■ Task goal ■
Spot every line with the word "styles" and return it.

-*-

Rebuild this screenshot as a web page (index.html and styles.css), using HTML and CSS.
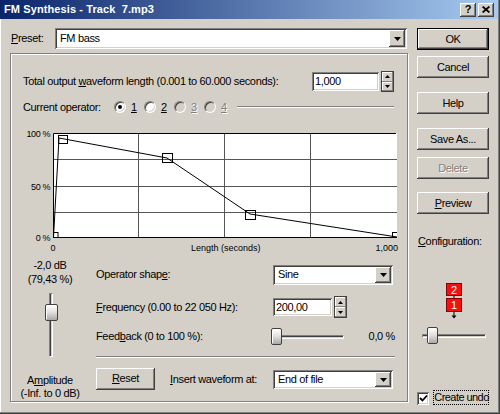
FILE: index.html
```html
<!DOCTYPE html>
<html>
<head>
<meta charset="utf-8">
<title>FM Synthesis</title>
<link rel="stylesheet" href="styles.css">
</head>
<body>
<div class="window">
  <div class="titlebar">
    <span class="title">FM Synthesis - Track&nbsp; 7.mp3</span>
    <div class="caption-btns">
      <span class="cbtn help">?</span>
      <span class="cbtn close"><svg width="8" height="7" viewBox="0 0 8 7"><path d="M0.6 0.5 L7.4 6.5 M7.4 0.5 L0.6 6.5" stroke="#000" stroke-width="1.7"/></svg></span>
    </div>
  </div>
  <div class="client">
    <div class="main">
      <div class="preset-row">
        <span class="preset-label"><u>P</u>reset:</span>
        <div class="combo preset-combo"><span class="combo-text">FM bass</span><span class="combo-btn"><svg width="7" height="4" viewBox="0 0 7 4"><path d="M0 0H7L3.5 4Z"/></svg></span></div>
      </div>
      <div class="group">
        <div class="row-len">
          <span>Total output <u>w</u>aveform length (0.001 to 60.000 seconds):</span>
          <div class="spin">
            <div class="edit edit-len">1,000</div>
            <div class="spin-btns tall">
              <span class="sbtn"><svg width="5" height="3" viewBox="0 0 5 3"><path d="M0 3H5L2.5 0Z"/></svg></span>
              <span class="sbtn"><svg width="5" height="3" viewBox="0 0 5 3"><path d="M0 0H5L2.5 3Z"/></svg></span>
            </div>
          </div>
        </div>
        <div class="row-op">
          <span class="op-label">Current operator:</span>
          <span class="radio-item"><span class="radio checked"></span><u>1</u></span>
          <span class="radio-item"><span class="radio"></span><u>2</u></span>
          <span class="radio-item disabled"><span class="radio dis"></span><u>3</u></span>
          <span class="radio-item disabled"><span class="radio dis"></span><u>4</u></span>
          <span class="etch op-line"></span>
        </div>
        <svg class="graph" width="396" height="134" viewBox="11 120 396 134">
          <defs><clipPath id="plot"><rect x="53" y="133" width="344" height="104.5"/></clipPath></defs>
          <rect x="53" y="133" width="344" height="104" fill="#fff"/>
          <g stroke="#555" stroke-width="1">
            <line x1="138.5" y1="133" x2="138.5" y2="237"/>
            <line x1="224.5" y1="133" x2="224.5" y2="237"/>
            <line x1="310.5" y1="133" x2="310.5" y2="237"/>
            <line x1="53" y1="159.5" x2="397" y2="159.5"/>
            <line x1="53" y1="186.5" x2="397" y2="186.5"/>
            <line x1="53" y1="212.5" x2="397" y2="212.5"/>
          </g>
          <path d="M53.5 237 V133.5 H396" stroke="#000" fill="none"/>
          <path d="M53 237.5 H397" stroke="#000" fill="none"/>
          <text class="ylab" x="50" y="137" text-anchor="end">100 %</text>
          <text class="ylab" x="50" y="190" text-anchor="end">50 %</text>
          <text class="ylab" x="50" y="241" text-anchor="end">0 %</text>
          <text class="xlab" x="53" y="251" text-anchor="middle">0</text>
          <text class="xlab" x="191" y="251">Length (seconds)</text>
          <text class="xlab" x="398" y="251" text-anchor="end">1,000</text>
          <polyline points="53.5,237 59,138 167,158 250,214 397,237" fill="none" stroke="#000" stroke-width="1"/>
          <g clip-path="url(#plot)" fill="none" stroke="#000">
            <rect x="49" y="232.5" width="9" height="9"/>
            <rect x="58.5" y="135.5" width="9" height="8"/>
            <rect x="162.5" y="153.5" width="10" height="9"/>
            <rect x="245.5" y="210.5" width="10" height="9"/>
            <rect x="392.5" y="232.5" width="9" height="9"/>
          </g>
        </svg>
        <div class="bottom">
          <div class="amp">
            <div class="amp-val">-2,0 dB<br>(79,43 %)</div>
            <div class="vslider"><span class="vtrack"></span><span class="thumb vthumb"></span></div>
            <div class="amp-label">A<u>m</u>plitude<br>(-Inf. to 0 dB)</div>
          </div>
          <div class="params">
            <div class="prow prow-shape">
              <span class="plabel">Operator shap<u>e</u>:</span>
              <div class="combo small-combo"><span class="combo-text">Sine</span><span class="combo-btn"><svg width="7" height="4" viewBox="0 0 7 4"><path d="M0 0H7L3.5 4Z"/></svg></span></div>
            </div>
            <div class="prow prow-freq">
              <span class="plabel"><u>F</u>requency (0.00 to 22 050 Hz):</span>
              <div class="spin">
                <div class="edit edit-freq">200,00</div>
                <div class="spin-btns tall2">
                  <span class="sbtn"><svg width="5" height="3" viewBox="0 0 5 3"><path d="M0 3H5L2.5 0Z"/></svg></span>
                  <span class="sbtn"><svg width="5" height="3" viewBox="0 0 5 3"><path d="M0 0H5L2.5 3Z"/></svg></span>
                </div>
              </div>
            </div>
            <div class="prow prow-fb">
              <span class="plabel">Feed<u>b</u>ack (0 to 100 %):</span>
              <div class="hslider fb-slider"><span class="htrack"></span><span class="thumb hthumb fb-thumb"></span></div>
              <span class="fb-val">0,0 %</span>
            </div>
            <div class="etch sep"></div>
            <div class="prow prow-reset">
              <span class="btn reset-btn"><u>R</u>eset</span>
              <span class="insert-label"><u>I</u>nsert waveform at:</span>
              <div class="combo small-combo end-combo"><span class="combo-text">End of file</span><span class="combo-btn"><svg width="7" height="4" viewBox="0 0 7 4"><path d="M0 0H7L3.5 4Z"/></svg></span></div>
            </div>
          </div>
        </div>
      </div>
    </div>
    <div class="side">
      <span class="btn default">OK</span>
      <span class="btn b-cancel">Cancel</span>
      <span class="btn b-help">Help</span>
      <span class="btn b-save">Save As...</span>
      <span class="btn b-delete"><span class="distext">Delete</span></span>
      <span class="btn b-preview"><u>P</u>review</span>
      <div class="config-label"><u>C</u>onfiguration:</div>
      <svg class="config-icon" width="72" height="38" viewBox="0 0 72 38">
        <line x1="37" y1="13" x2="37" y2="17" stroke="#000"/>
        <rect x="29.5" y="1.5" width="15" height="12" fill="#f21010" stroke="#8a0000"/>
        <text class="cfgnum" x="37" y="11.5" text-anchor="middle">2</text>
        <rect x="29.5" y="16.5" width="15" height="13" fill="#f21010" stroke="#8a0000"/>
        <text class="cfgnum" x="37" y="27" text-anchor="middle">1</text>
        <line x1="37" y1="29.5" x2="37" y2="34" stroke="#000"/>
        <path d="M34.5 33.5 L39.5 33.5 L37 36.5 Z" fill="#000"/>
      </svg>
      <div class="hslider cfg-slider"><span class="htrack"></span><span class="thumb hthumb cfg-thumb"></span></div>
      <div class="undo-row">
        <span class="checkbox"><svg width="9" height="9" viewBox="0 0 9 9"><path d="M1 4 L3.5 6.5 L8 1.5" fill="none" stroke="#000" stroke-width="1.8"/></svg></span>
        <span class="undo-label">Create undo</span>
      </div>
    </div>
  </div>
</div>
</body>
</html>
```

FILE: styles.css
```css
* { box-sizing: border-box; }
html, body { margin: 0; padding: 0; }
body {
  width: 500px;
  height: 414px;
  overflow: hidden;
  background: #d4d0c8;
  font-family: "Liberation Sans", Arial, sans-serif;
  font-size: 11px;
  line-height: 13px;
  letter-spacing: -0.35px;
  color: #000;
}
u { text-decoration: underline; text-underline-offset: 1px; }

.window {
  width: 500px;
  height: 414px;
  background: #d4d0c8;
  box-shadow: inset -1px -1px #404040, inset -2px -2px #808080, inset 1px 0 #ffffff;
  display: flex;
  flex-direction: column;
}

/* title bar */
.titlebar {
  height: 19px;
  width: 498px;
  background: linear-gradient(to right, #0a246a, #a6caf0);
  display: flex;
  align-items: center;
  justify-content: space-between;
  padding: 0 4px 0 4px;
}
.title { color: #fff; font-weight: bold; letter-spacing: 0.1px; }
.caption-btns { display: flex; gap: 2px; }
.cbtn {
  width: 16px;
  height: 14px;
  background: #d4d0c8;
  box-shadow: inset -1px -1px #404040, inset 1px 1px #fff, inset -2px -2px #808080;
  display: flex;
  align-items: center;
  justify-content: center;
  font-weight: bold;
  font-size: 11px;
  letter-spacing: 0;
  padding-bottom: 1px;
}

/* client */
.client { display: flex; padding-left: 10px; }
.main { width: 398px; padding-top: 9px; }
.preset-row { display: flex; align-items: center; height: 21px; }
.preset-label { width: 45px; padding-left: 1px; }

.combo {
  display: flex;
  background: #fff;
  box-shadow: inset 1px 1px #808080, inset -1px -1px #fff, inset 2px 2px #404040, inset -2px -2px #d4d0c8;
  padding: 2px;
}
.preset-combo { width: 352px; height: 21px; }
.combo-text { flex: 1; padding-left: 3px; display: flex; align-items: center; white-space: nowrap; }
.combo-btn {
  width: 16px;
  background: #d4d0c8;
  box-shadow: inset -1px -1px #404040, inset 1px 1px #fff, inset -2px -2px #808080;
  display: flex;
  align-items: center;
  justify-content: center;
}

/* group box */
.group {
  margin-top: 4px;
  height: 349px;
  border: 1px solid #808080;
  box-shadow: inset 1px 1px #fff, 1px 1px #fff;
}
.row-len {
  margin-top: 17px;
  height: 21px;
  padding: 0 13px 0 12px;
  display: flex;
  align-items: center;
  justify-content: space-between;
}
.spin { display: flex; align-items: center; }
.edit {
  background: #fff;
  box-shadow: inset 1px 1px #808080, inset -1px -1px #fff, inset 2px 2px #404040, inset -2px -2px #d4d0c8;
  padding-left: 3px;
  display: flex;
  align-items: center;
}
.edit-len { width: 67px; height: 19px; }
.edit-freq { width: 59px; height: 18px; }
.spin-btns {
  margin-left: 2px;
  width: 13px;
  display: flex;
  flex-direction: column;
  border: 1px solid #404040;
}
.spin-btns.tall { height: 21px; }
.spin-btns.tall2 { height: 22px; }
.sbtn {
  flex: 1;
  background: #d4d0c8;
  box-shadow: inset -1px -1px #808080, inset 1px 1px #fff;
  display: flex;
  align-items: center;
  justify-content: center;
}

.row-op {
  margin-top: 8px;
  height: 14px;
  padding: 0 13px 0 12px;
  display: flex;
  align-items: center;
}
.op-label { width: 91px; }
.radio-item { width: 30px; display: flex; align-items: center; }
.radio-item u { margin-left: 5px; }
.radio {
  width: 12px;
  height: 12px;
  border-radius: 50%;
  background: #fff;
  border: 1px solid;
  border-color: #808080 #fff #fff #808080;
  box-shadow: inset 1px 1px #404040, inset -1px -1px #d4d0c8;
  position: relative;
}
.radio.checked::after {
  content: "";
  position: absolute;
  left: 3px;
  top: 3px;
  width: 4px;
  height: 4px;
  border-radius: 50%;
  background: #000;
}
.radio.dis { background: #d4d0c8; }
.disabled u, .distext { color: #808080; text-shadow: 1px 1px #fff; }
.etch { height: 2px; border-top: 1px solid #808080; border-bottom: 1px solid #fff; }
.op-line { flex: 1; margin-left: 3px; }

.graph { display: block; margin-top: 6px; }
.ylab { font-family: "Liberation Sans", Arial, sans-serif; font-size: 9px; letter-spacing: -0.4px; }
.xlab { font-family: "Liberation Sans", Arial, sans-serif; font-size: 9px; letter-spacing: 0; }

/* bottom part */
.bottom { display: flex; }
.amp { width: 78px; padding-top: 4px; text-align: center; }
.amp-val { line-height: 14px; }
.amp-label { line-height: 13px; }
.vslider { position: relative; height: 81px; }
.vtrack {
  display: block;
  margin: 7px 0 0 38px;
  width: 4px;
  height: 64px;
  border-left: 1px solid #808080;
  border-top: 1px solid #808080;
  border-right: 1px solid #fff;
  border-bottom: 1px solid #fff;
  box-shadow: inset 1px 0 #404040;
}
.thumb {
  position: absolute;
  border: 1px solid #404040;
  border-radius: 2px;
  background: linear-gradient(to bottom, #ffffff, #e4e2dc 45%, #a8a8a8);
  box-shadow: inset 1px 1px #fff;
}
.vthumb { left: 34px; top: 11px; width: 13px; height: 17px; }

.params { margin-left: 7px; width: 299px; }
.prow { display: flex; align-items: center; }
.plabel { width: 177px; white-space: nowrap; }
.prow-shape { margin-top: 10px; height: 21px; }
.small-combo { width: 120px; height: 20px; }
.prow-freq { margin-top: 11px; height: 22px; }
.prow-fb { margin-top: 9px; height: 18px; }
.hslider { position: relative; height: 17px; }
.htrack {
  display: block;
  margin-top: 7px;
  height: 4px;
  border-top: 1px solid #808080;
  border-left: 1px solid #808080;
  border-bottom: 1px solid #fff;
  border-right: 1px solid #fff;
  box-shadow: inset 0 1px #404040;
}
.hthumb { top: 0; width: 11px; height: 17px; }
.fb-slider { width: 73px; margin-left: -2px; }
.fb-thumb { left: 0; }
.fb-val { margin-left: auto; }
.sep { margin-top: 11px; }
.prow-reset { margin-top: 9px; height: 23px; align-items: center; }
.insert-label { width: 103px; margin-left: 15px; white-space: nowrap; padding-top: 1px; }
.end-combo { margin-top: 2px; height: 19px; }

/* buttons */
.btn {
  display: flex;
  align-items: center;
  justify-content: center;
  height: 22px;
  width: 72px;
  background: #d4d0c8;
  box-shadow: inset -1px -1px #404040, inset 1px 1px #fff, inset -2px -2px #808080;
  white-space: nowrap;
}
.btn.default {
  box-shadow: inset 0 0 0 1px #000, inset -2px -2px #404040, inset 2px 2px #fff, inset -3px -3px #808080;
}
.reset-btn { width: 59px; }

.side { margin-left: 9px; width: 72px; padding-top: 9px; display: flex; flex-direction: column; }
.b-cancel { margin-top: 6px; }
.b-help { margin-top: 14px; }
.b-save { margin-top: 14px; }
.b-delete { margin-top: 7px; }
.b-preview { margin-top: 13px; }
.config-label { margin-top: 20px; height: 14px; line-height: 14px; padding-left: 1px; }
.config-icon { display: block; margin-top: 34px; }
.cfgnum { font-family: "Liberation Sans", Arial, sans-serif; font-size: 11px; fill: #fff; }
.cfg-slider { margin-top: 7px; width: 64px; margin-left: 5px; }
.cfg-thumb { left: 5px; }
.undo-row { margin-top: 46px; display: flex; align-items: flex-start; height: 15px; }
.checkbox {
  margin-top: 2px;
  width: 13px;
  height: 13px;
  background: #fff;
  box-shadow: inset 1px 1px #808080, inset -1px -1px #fff, inset 2px 2px #404040, inset -2px -2px #d4d0c8;
  display: flex;
  align-items: center;
  justify-content: center;
}
.undo-label {
  margin-left: 4px;
  width: 59px;
  height: 15px;
  line-height: 13px;
  padding: 1px 0 0 1px;
  outline: 1px dotted #000;
  outline-offset: -1px;
  white-space: nowrap;
  letter-spacing: -0.55px;
}
```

-*-

■ Response ■
Rebuild this screenshot as a web page (index.html and styles.css), using HTML and CSS.
<link rel="stylesheet" href="styles.css">
FILE: styles.css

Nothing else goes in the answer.